Danmarks Nationalleksikon, the public-funded Danish online encyclopedia, has accused OpenAI of systematically exploiting its content to train ChatGPT while attributing the source without permission, calling it an unprecedented violation of intellectual property rights.
In an interview with Danish broadcaster DR, Ole Kaag Mølgaard, head of secretariat for the encyclopedia—known as Lex—stated that ChatGPT extracts around 8 million articles per month from its database of 250,000 entries, all written by over 4,000 researchers and subject experts. “In the old world, this would be a massive breach of copyright law warranting legal action,” he said. “We are witnessing the largest theft in world history.”
Lex is now developing its own Danish-language chatbot as a direct response, aiming to provide users with verified, researcher-backed information. The project, launched in collaboration with Aarhus University’s Center for Humanities Computing, will initially run as a three-year research initiative with user testing. “We must find new ways to ensure society has access to trustworthy knowledge,” Mølgaard said, framing the chatbot as a “safe haven of reliable information” amid what he describes as an “information crisis.”
The move follows similar legal challenges against AI developers. In September 2023, Encyclopedia Britannica and Merriam-Webster sued Perplexity AI for allegedly scraping and reproducing their content without consent. Earlier this year, Danish media coalition DPCMO also filed a lawsuit against OpenAI over unauthorized use of copyrighted news material.
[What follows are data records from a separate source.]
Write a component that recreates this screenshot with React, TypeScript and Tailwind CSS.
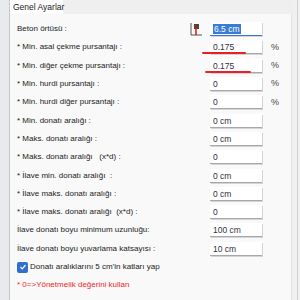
const rows: { label: string; value: string; pct?: boolean; mark?: string; icon?: boolean; active?: boolean }[] = [
  { label: "Beton örtüsü :", value: "6.5 cm", icon: true, active: true },
  { label: "* Min. asal çekme pursantajı :", value: "0.175", pct: true, mark: "left-[-8px] w-[44px]" },
  { label: "* Min. diğer çekme pursantajı :", value: "0.175", pct: true, mark: "left-[-5px] w-[46px]" },
  { label: "* Min. hurdi pursantajı :", value: "0", pct: true },
  { label: "* Min. hurdi diğer pursantajı :", value: "0", pct: true },
  { label: "* Min. donatı aralığı :", value: "0 cm" },
  { label: "* Maks. donatı aralığı :", value: "0 cm" },
  { label: "* Maks. donatı aralığı\u00a0\u00a0\u00a0(x*d) :", value: "0" },
  { label: "* İlave min. donatı aralığı\u00a0\u00a0:", value: "0 cm" },
  { label: "* İlave maks. donatı aralığı :", value: "0 cm" },
  { label: "* İlave maks. donatı aralığı\u00a0\u00a0(x*d) :", value: "0" },
  { label: "İlave donatı boyu minimum uzunluğu:", value: "100 cm" },
  { label: "İlave donatı boyu yuvarlama katsayısı :", value: "10 cm" },
];

function CoverIcon() {
  return (
    <svg width="12" height="14" viewBox="0 0 12 14">
      <path d="M1 1 V13 H12" stroke="#555" strokeWidth="1" fill="none" />
      <rect x="4" y="2" width="5" height="5" fill="#2f4f3a" />
      <path d="M6 4 V13" stroke="#e01010" strokeWidth="1.5" />
      <path d="M4.5 5.5 L6 3.5 L7.5 5.5" stroke="#e01010" strokeWidth="1" fill="none" />
    </svg>
  );
}

export default function App() {
  return (
    <div className="w-[300px] h-[300px] flex bg-[#f0f0f0] text-[8px] text-[#222] overflow-hidden" style={{ fontFamily: '"Liberation Sans", Arial, sans-serif' }}>
      <div className="w-[10px] bg-[#e8eaed] border-r border-[#c4c8cc]" />
      <div className="w-[282px] flex flex-col">
        <div className="h-[14px] flex bg-[#efefef]">
          <div className="w-[53px] bg-white pl-[3px] whitespace-nowrap leading-[14px] text-[8.5px] text-[#222]">Genel Ayarlar</div>
        </div>
        <div className="flex-1 bg-[#f9f9f9] border-r border-[#e4e4e4] pt-[6px] pl-[7px]">
          {rows.map((r) => (
            <div key={r.label} className="h-[18.3px] flex items-center">
              <span className="w-[173px] whitespace-nowrap">{r.label}</span>
              <span className="w-[20px] flex justify-start">{r.icon ? <CoverIcon /> : null}</span>
              <span className="relative">
                <span
                  className={
                    "block w-[52px] h-[14px] bg-white pl-[3px] leading-[14px] text-[8.5px] text-[#303040] shadow-[1px_1px_0_#d4d4d4] border-b " +
                    (r.active ? "border-[#3a78d0]" : "border-[#a8a8a8]")
                  }
                >
                  {r.active ? <span className="bg-[#3a7bd5] text-white px-[1px]">{r.value}</span> : r.value}
                </span>
                {r.mark ? <span className={"absolute top-[12px] h-[2px] bg-[#e8202a] rounded-full " + r.mark} /> : null}
              </span>
              <span className="pl-[9px] text-[9px] text-[#444]">{r.pct ? "%" : ""}</span>
            </div>
          ))}
          <div className="h-[18.3px] flex items-center gap-[2px]">
            <span className="w-[11px] h-[11px] rounded-[2px] bg-[#2e6fcf] flex items-center justify-center">
              <svg width="8" height="8" viewBox="0 0 8 8">
                <path d="M1.5 4 L3.3 5.8 L6.5 2" stroke="white" strokeWidth="1.2" fill="none" />
              </svg>
            </span>
            <span className="text-[#222]">Donatı aralıklarını 5 cm'in katları yap</span>
          </div>
          <div className="h-[18.3px] flex items-center text-[#f02828]">* 0=&gt;Yönetmelik değerini kullan</div>
        </div>
      </div>
      <div className="w-[6px] bg-[#f0f0f0] border-r border-[#d4d4d4]" />
    </div>
  );
}
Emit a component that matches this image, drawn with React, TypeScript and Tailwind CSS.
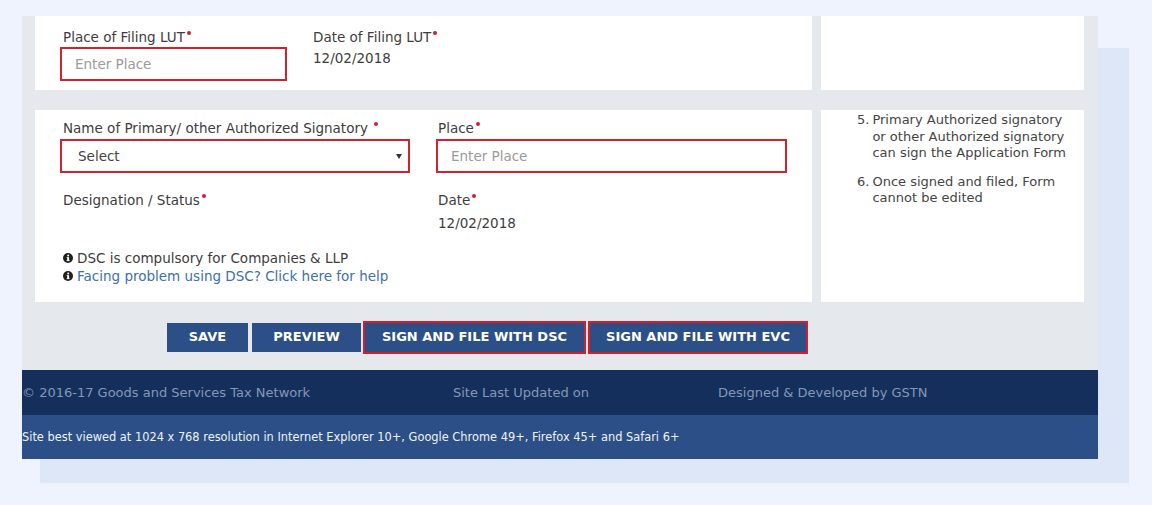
import React from "react";

const Req = () => (
  <span className="relative top-[-7px] ml-[2px] inline-block h-[4px] w-[4px] rounded-full bg-[#d0202e]" />
);

const InfoIcon = () => (
  <svg width="10" height="10" viewBox="0 0 10 10" className="inline-block mr-[4px] relative top-[-1px]">
    <circle cx="5" cy="5" r="5" fill="#1f1f1f" />
    <circle cx="5.2" cy="2.6" r="1" fill="#fff" />
    <rect x="4.2" y="4.2" width="1.9" height="3.6" fill="#fff" />
    <rect x="3.6" y="7.2" width="3" height="0.9" fill="#fff" />
    <rect x="3.6" y="4.2" width="1.6" height="0.8" fill="#fff" />
  </svg>
);

export default function App() {
  return (
    <div className="relative h-[505px] w-[1152px] overflow-hidden bg-[#eef3fd] font-['DejaVu_Sans',Verdana,sans-serif] text-[13.5px] leading-[16px] text-[#3d3d3d]">
      {/* offset backdrop behind the screenshot panel */}
      <div className="absolute left-[40px] top-[48px] h-[435px] w-[1089px] bg-[#dee7f8]" />

      <div className="relative pl-[22px] pt-[16px]">
        <div className="w-[1076px] bg-[#e5e8ec]">
          {/* card row 1 */}
          <div className="flex gap-[9px] pl-[13px]">
            <div className="flex h-[74px] w-[777px] bg-white pl-[25px] pt-[13px]">
              <div className="w-[253px]">
                <div className="pl-[3px]">Place of Filing LUT<Req /></div>
                <div className="mt-[2px] flex h-[34px] w-[227px] items-center border-2 border-[#cf2331] pl-[13px] text-[#9a9a9a]">
                  Enter Place
                </div>
              </div>
              <div>
                <div>Date of Filing LUT<Req /></div>
                <div className="mt-[5px]">12/02/2018</div>
              </div>
            </div>
            <div className="h-[74px] w-[263px] bg-white" />
          </div>

          {/* card row 2 */}
          <div className="mt-[20px] flex gap-[9px] pl-[13px]">
            <div className="h-[192px] w-[777px] bg-white pl-[25px] pt-[10px]">
              <div className="flex gap-[26px]">
                <div className="w-[350px]">
                  <div className="pl-[3px]">Name of Primary/ other Authorized Signatory <Req /></div>
                  <div className="mt-[3px] flex h-[34px] items-center justify-between border-2 border-[#cf2331] pl-[16px] pr-[6px] text-[#444]">
                    <span>Select</span>
                    <svg width="6" height="5" viewBox="0 0 6 5"><path d="M0 0h6L3 5z" fill="#333" /></svg>
                  </div>
                </div>
                <div className="w-[351px]">
                  <div className="pl-[2px]">Place<Req /></div>
                  <div className="mt-[3px] flex h-[34px] items-center border-2 border-[#cf2331] pl-[13px] text-[#9a9a9a]">
                    Enter Place
                  </div>
                </div>
              </div>
              <div className="mt-[19px] flex gap-[26px]">
                <div className="w-[350px] pl-[3px]">Designation / Status<Req /></div>
                <div className="pl-[2px]">
                  <div>Date<Req /></div>
                  <div className="mt-[7px]">12/02/2018</div>
                </div>
              </div>
              <div className="mt-[18px] pl-[3px] leading-[18px]">
                <div><InfoIcon />DSC is compulsory for Companies &amp; LLP</div>
                <div className="text-[#3c70b2]"><InfoIcon />Facing problem using DSC? Click here for help</div>
              </div>
            </div>
            <div className="h-[192px] w-[263px] bg-white pt-[2px] text-[13px] leading-[16.5px] text-[#444]">
              <div className="flex gap-[3px] pl-[36px]">
                <span>5.</span>
                <span className="w-[198px]">Primary Authorized signatory or other Authorized signatory can sign the Application Form</span>
              </div>
              <div className="mt-[12px] flex gap-[3px] pl-[36px]">
                <span>6.</span>
                <span className="w-[198px]">Once signed and filed, Form cannot be edited</span>
              </div>
            </div>
          </div>

          {/* action buttons */}
          <div className="flex h-[68px] items-center pl-[145px] pt-[2px] text-[13px] font-bold text-white">
            <button className="h-[29px] w-[81px] bg-[#2c4f88]">SAVE</button>
            <button className="ml-[4px] h-[29px] w-[109px] bg-[#2c4f88]">PREVIEW</button>
            <button className="ml-[2px] h-[33px] w-[223px] border-2 border-[#d0202e] bg-[#2c4f88]">SIGN AND FILE WITH DSC</button>
            <button className="ml-[2px] h-[33px] w-[220px] border-2 border-[#d0202e] bg-[#2c4f88]">SIGN AND FILE WITH EVC</button>
          </div>

          {/* footer */}
          <div className="flex h-[45px] items-center bg-[#142f5c] text-[13px] text-[#8497b9]">
            <div className="w-[431px]">© 2016-17 Goods and Services Tax Network</div>
            <div className="w-[265px]">Site Last Updated on</div>
            <div>Designed &amp; Developed by GSTN</div>
          </div>
          <div className="flex h-[44px] items-center bg-[#2c4f88] text-[11.4px] text-[#eef2f8]">
            Site best viewed at 1024 x 768 resolution in Internet Explorer 10+, Google Chrome 49+, Firefox 45+ and Safari 6+
          </div>
        </div>
      </div>
    </div>
  );
}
Lex has formed a partnership with eight major Danish institutions—including the National Museum, Royal Library, and public broadcaster DR—to counter what they describe as systemic misuse of their data by AI models. “This crisis has united institutions that rarely collaborate,” Mølgaard noted. “It may be one positive outcome of the AI challenge we face.”
OpenAI has previously defended its practices, stating in response to the Britannica lawsuit that its language models rely on “publicly available data” under fair use principles, contributing to “human creativity, scientific discovery, and medical research.”
Lex, funded by government grants and private foundations, comprises 14 reference works, including Den Store Danske and Trap Danmark, covering over 245,000 articles. Nearly 60% of Danes use the platform annually, according to Mølgaard.